General and administrative expenses rose by 12 percent year-over-year to $61.114m for the first nine months of 2023, as opposed to $54.539m for the same period in 2022, and costs associated with licensing and other regulatory fees were not the only factor.
“General insurance costs increased by 25 percent year-on-year, and utility costs have more than doubled, driven by the increase in electricity costs year-on-year,” Ms Albury added. Despite these cost pressures, she disclosed to this newspaper that Commonwealth Bank expects to beat its financial targets for the 2023 full-year even though it is unlikely to match the prior year’s post-pandemic high.
“We expect to finish 2023 firmly above our budgeted net profit. The bank’s historic net profit in 2022 benefited from the V-shaped recovery of the economy, which translated into a significant reversal in impairment expense,” Ms Albury said.
“While we believe 2023 net profits will be lower than those of 2022, we are satisfied that the profits earned in 2023 represent sustainable organic growth tied to a stabilising economy and beginning to reflect more normalised lending conditions.

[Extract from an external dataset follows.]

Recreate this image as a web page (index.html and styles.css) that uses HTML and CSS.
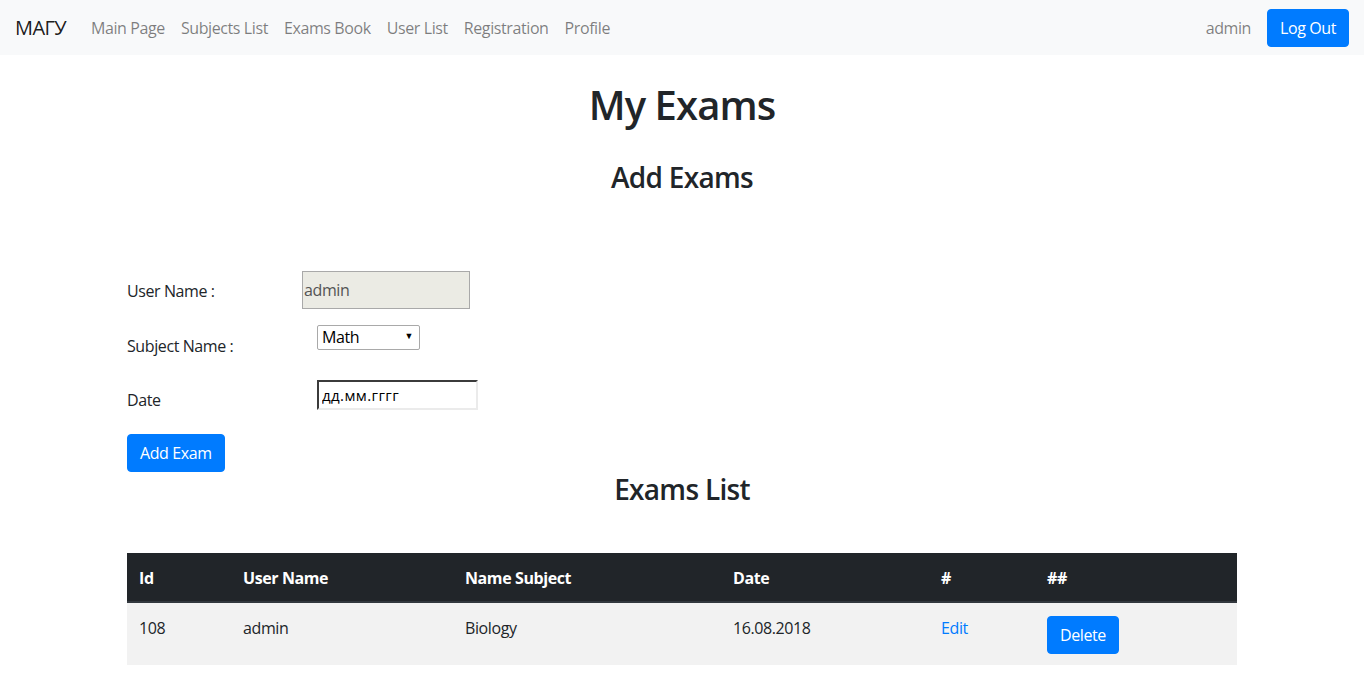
FILE: index.html
```html
<!DOCTYPE html>
<html lang="en">
<head>
<meta charset="utf-8">
<title>My Exams</title>
<link rel="stylesheet" href="styles.css">
</head>
<body>
<nav class="navbar">
  <a class="brand" href="#">МАГУ</a>
  <ul class="nav-links">
    <li><a href="#">Main Page</a></li>
    <li><a href="#">Subjects List</a></li>
    <li><a href="#">Exams Book</a></li>
    <li><a href="#">User List</a></li>
    <li><a href="#">Registration</a></li>
    <li><a href="#">Profile</a></li>
  </ul>
  <div class="nav-right">
    <a class="nav-user" href="#">admin</a>
    <button class="btn btn-primary">Log Out</button>
  </div>
</nav>

<main class="container">
  <h1 class="title">My Exams</h1>
  <h3 class="subtitle">Add Exams</h3>

  <form class="exam-form">
    <div class="form-row">
      <label class="form-label">User Name :</label>
      <input class="input-readonly" type="text" value="admin" readonly>
    </div>
    <div class="form-row row-select">
      <label class="form-label">Subject Name :</label>
      <span class="select-wrap">
        <select class="select">
          <option>Math</option>
          <option>Biology</option>
        </select>
        <span class="select-arrow">▼</span>
      </span>
    </div>
    <div class="form-row row-date">
      <label class="form-label">Date</label>
      <input class="input-date" type="text" value="дд.мм.гггг">
    </div>
    <button class="btn btn-primary" type="button">Add Exam</button>
  </form>

  <h3 class="subtitle list-title">Exams List</h3>

  <table class="table">
    <colgroup>
      <col class="c-id"><col class="c-user"><col class="c-subj"><col class="c-date"><col class="c-edit"><col class="c-del">
    </colgroup>
    <thead>
      <tr>
        <th>Id</th><th>User Name</th><th>Name Subject</th><th>Date</th><th>#</th><th>##</th>
      </tr>
    </thead>
    <tbody>
      <tr>
        <td>108</td><td>admin</td><td>Biology</td><td>16.08.2018</td>
        <td><a class="link" href="#">Edit</a></td>
        <td><button class="btn btn-primary" type="button">Delete</button></td>
      </tr>
    </tbody>
  </table>
</main>
</body>
</html>
```

FILE: styles.css
```css
* { box-sizing: border-box; }

body {
  margin: 0;
  font-family: "Segoe UI", "Open Sans", "Noto Sans", sans-serif;
  font-size: 16px;
  line-height: 1.5;
  color: #212529;
  background: #fff;
  letter-spacing: -0.4px;
}

a { text-decoration: none; }

.navbar {
  display: flex;
  align-items: center;
  height: 55px;
  padding: 0 15px 0 15px;
  background: #f8f9fa;
}

.brand {
  font-size: 20px;
  color: rgba(0,0,0,.9);
  margin-right: 17px;
  line-height: 30px;
  letter-spacing: -0.6px;
}

.nav-links {
  display: flex;
  list-style: none;
  margin: 0;
  padding: 0;
}

.nav-links a,
.nav-user {
  display: block;
  padding: 8px 8px;
  color: rgba(0,0,0,.5);
}

.nav-right {
  margin-left: auto;
  display: flex;
  align-items: center;
  gap: 8px;
}

.btn {
  display: inline-block;
  font-family: inherit;
  font-size: 16px;
  line-height: 24px;
  letter-spacing: -0.4px;
  padding: 6px 12px;
  border: 1px solid transparent;
  border-radius: 4px;
  cursor: pointer;
}

.btn-primary {
  background: #007bff;
  border-color: #007bff;
  color: #fff;
}

.container {
  max-width: 1140px;
  margin: 0 auto;
  padding: 0 15px;
}

.title {
  font-size: 40px;
  font-weight: 600;
  line-height: 1.2;
  text-align: center;
  margin: 26px 0 0;
  letter-spacing: -0.9px;
}

.subtitle {
  font-size: 28px;
  font-weight: 600;
  line-height: 1.2;
  text-align: center;
  margin: 32px 0 0;
  letter-spacing: -0.7px;
}

.exam-form {
  margin-top: 76px;
  display: flex;
  flex-direction: column;
  align-items: flex-start;
}

.form-row {
  display: flex;
  align-items: center;
  margin-bottom: 16px;
}

.form-label {
  width: 175px;
  padding-top: 2px;
}

.input-readonly {
  width: 168px;
  height: 38px;
  padding: 0 1px;
  font-family: inherit;
  font-size: 16px;
  letter-spacing: -0.4px;
  color: #545454;
  background: #ebebe4;
  border: 1px solid #a9a9a9;
  border-radius: 0;
}

.row-select { margin-bottom: 14px; }

.select-wrap {
  position: relative;
  display: inline-block;
  margin-left: 15px;
  margin-bottom: 16px;
}

.select {
  -webkit-appearance: none;
  appearance: none;
  width: 103px;
  height: 25px;
  padding: 0 0 0 4px;
  font-family: inherit;
  font-size: 16px;
  letter-spacing: -0.4px;
  line-height: 23px;
  color: #000;
  background: #fff;
  border: 1px solid #a9a9a9;
  border-radius: 2px;
  display: block;
}

.select-arrow {
  position: absolute;
  right: 7px;
  top: 5px;
  font-size: 9px;
  line-height: 12px;
  color: #000;
  pointer-events: none;
}

.input-date {
  width: 161px;
  height: 30px;
  margin-left: 15px;
  margin-bottom: 8px;
  padding: 0 3px;
  font-family: inherit;
  font-size: 15px;
  letter-spacing: 0.4px;
  color: #000;
  background: #fff;
  border: 2px inset #ebebeb;
  border-top-color: #8f8f8f;
  border-left-color: #8f8f8f;
}

.list-title {
  margin-top: 1px;
}

.table {
  width: 100%;
  margin-top: 47px;
  border-collapse: collapse;
  table-layout: fixed;
}

.c-id { width: 104px; }
.c-user { width: 222px; }
.c-subj { width: 268px; }
.c-date { width: 208px; }
.c-edit { width: 106px; }
.c-del { width: 202px; }

.table th,
.table td {
  padding: 13px 12px 11px;
  text-align: left;
  vertical-align: top;
}

.table thead th {
  background: #212529;
  color: #fff;
  font-weight: 700;
  border-bottom: 2px solid #32383e;
}

.table tbody tr {
  background: #f2f2f2;
}

.link {
  color: #007bff;
}
```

“For 2024, we expect our profitability to follow the historic financial results just before Hurricane Dorian’s impacts and the pandemic, especially given the International Monetary Fund (IMF) projections for a return to the country’s historical levels for GDP growth.”
Indicating its optimism over near-term prospects, Ms Albury confirmed that Commonwealth Bank plans to maintain the 50 percent increase on quarterly shareholder dividends - from two cents to three cents - for the “foreseeable future” after the first such payout was declared for the recently-closed third quarter.
“We expect the quarterly three cents per share to reflect our regular dividend for the foreseeable future, consistent with our cautious optimism about the stabilisation of The Bahamas economy and the retail bank lending market returning to normal lending conditions,” she added.
“The bank’s improved financial performance, supported by its continued strong liquidity and capital adequacy levels, supports a return to its historical dividend payout rate of 75 percent.”
Commonwealth Bank’s net loan book grew by 2 percent during the first nine months of 2023, expanding to $801.983m from $786.245m at year-end 2022, and Ms Albury said it believes there is opportunity for more expansion in its core lending business over the run-up to Christmas and through 2024.
“The opportunities to grow the loan portfolio for the remainder of 2023 are very favourable. We are going into the Christmas holiday season, and this is usually when we see persons drawing down available loan funds either on their credit cards or seeking new loans or top-ups on existing loans in this season of giving.
“We have budgeted for loan growth in 2024, save for any extraordinary events that could negatively impact the economy of The Bahamas. For example, climate change has been a key topic for discussion because, in recent times, the impacts of climate change have been so severe, particularly on the economies of smaller nations.”